Eurocopter is interested in competing for the US Army’s Armed Reconnaissance Helicopter successor program, which it says is well-suited to a twin-engined design “as the mission requirements will be very hard to meet with a single-engined helicopter….and [in the EC145/UH-72] we have a platform that is very well suited to this requirement and that is already in service with the US Army,” Bertling said. “There would be very significant logistics advantages if the UH-72 platform was used.”
Eurocopter intends to bid with EADS North America as prime contractor, and with a US partner supplying the mission equipment package. “We really believe we have a fair chance,” Bertling said, adding that Eurocopter had recently received a letter from the US Army congratulating the company on the UH-72 program, which it called “the most successful procurement program of the decade”
The company is also bidding for several military contracts in India. One is for 200 light helicopters, which it has won in 2007 before it was cancelled, and a separate one for over 200 reconnaissance/scout helicopters which was won by India’s Hindustan Aeronautics Ltd., which is looking for a foreign technology partner. Eurocopter is also offering the naval NH90 for a competition for shipborne helicopters and plans to offer its Tiger for a fourth competition to buy an attack helicopter for the Indian Army. “The market is huge,” Harache said.
Work on two cooperative programs is Asia is progressing well. The prototype of the as-yet unnamed Korean Helicopter Program (KHP), which will produce a “transport helicopter cheaper but less sophisticated than the NH90” is due to fly in 2010, Harrache said, while the Dynamic Test Vehicle will fly in mid-December. Plans are to produce 250 KHPs for South Korea, and a further 200 for export.

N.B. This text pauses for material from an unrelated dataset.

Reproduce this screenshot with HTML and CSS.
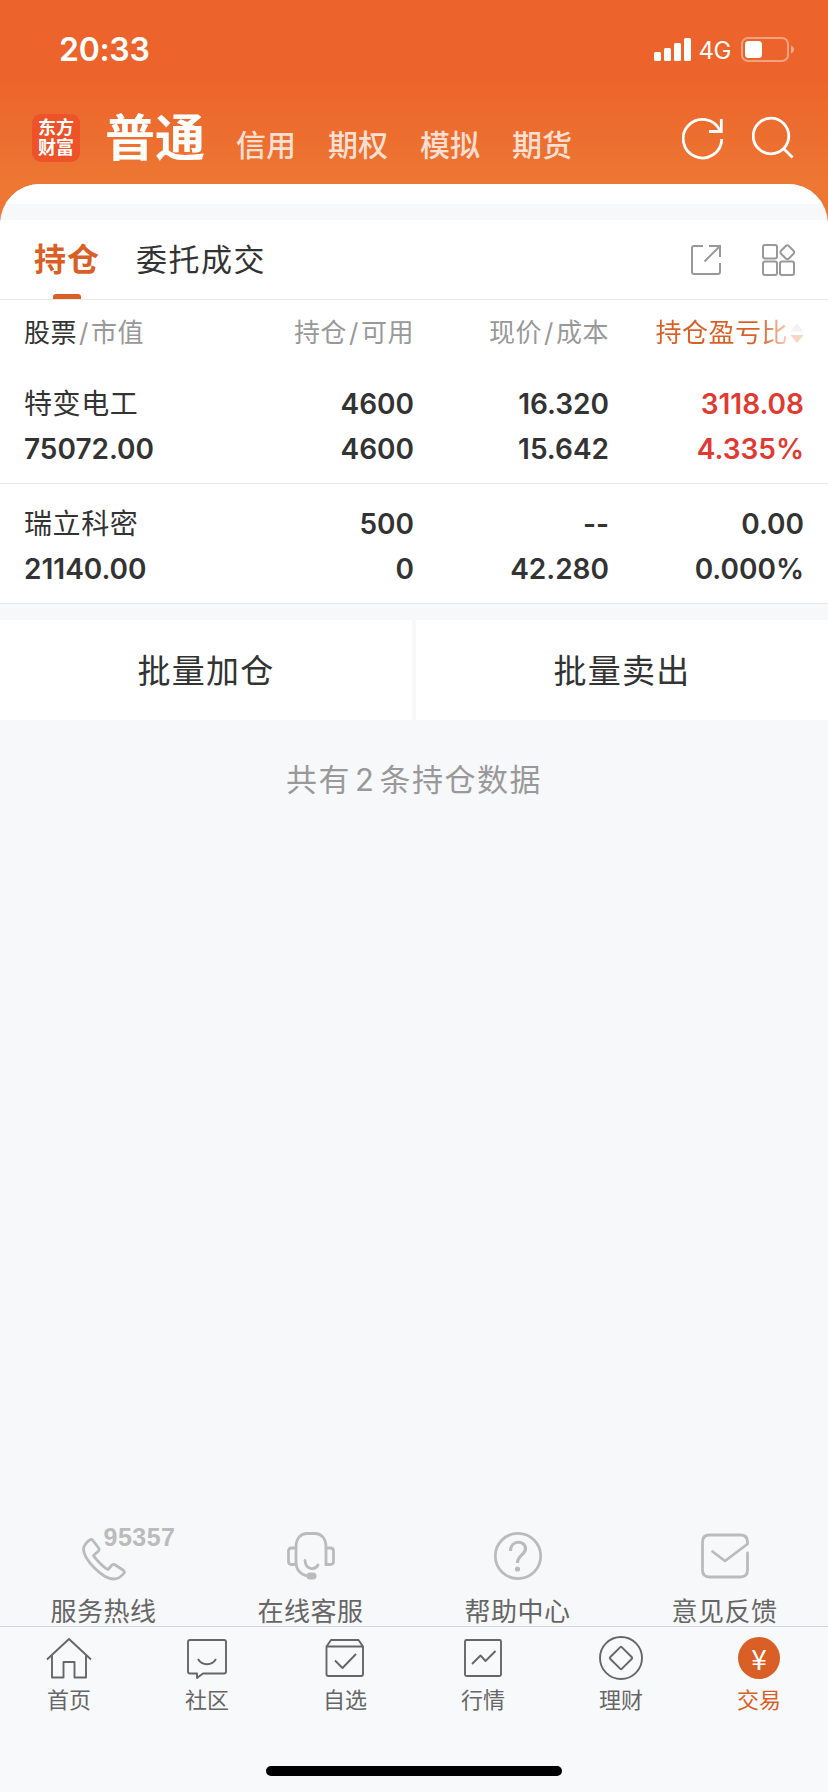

Assembly of the first of three prototypes of the EC175, a utility helicopter being developed jointly with China, began in late 2008, and the program has passed its critical design review. First flight is scheduled for mid-December. Bertling declined to provide any information as to its performance.
NH Industries, the nominal NH90 prime contractor of which Eurocopter owns 62%, was successfully restructured in 2008. Eurocopter now has full control of the TTH land-based version while its partner AgustaWestland has full control of the NFH naval version. “Reactivity has been tremendously improved,” Bertling said, and previous problems with the NFH (landing gear, navigation and radar systems) have now been resolved. “These are major technical achievements….and a qualification roadmap for the Search And Rescue version has been agreed with customers.”
Fourteen NH90s were delivered in 2008, for a total of 25, and the TTH version is in service in Germany, Italy, Finland, Sweden and Australia.
To date, Eurocopter has delivered 48 Tiger combat helicopters (15 of them in 2008) and they have logged over 13,000 flight hours. The final French and German versions were qualified by the customer in late 2008, and development of the HAD version continues on track although Bertling conceded that it may be delayed by “late delivery of certain government-furnished equipment, such as the uprated engine.” France plans to deploy some Tigers to Afghanistan in the Spring, and the Australian Army may well follow later this year or in 2010.
By the end of 2008, Eurocopter and its partners had delivered over 50 UH-72s to the US Army; these have logged over 7,000 flight hours and demonstrated an availability of over 90%, Bertling said. US government orders for the UH-72 now stand at 123 aircraft.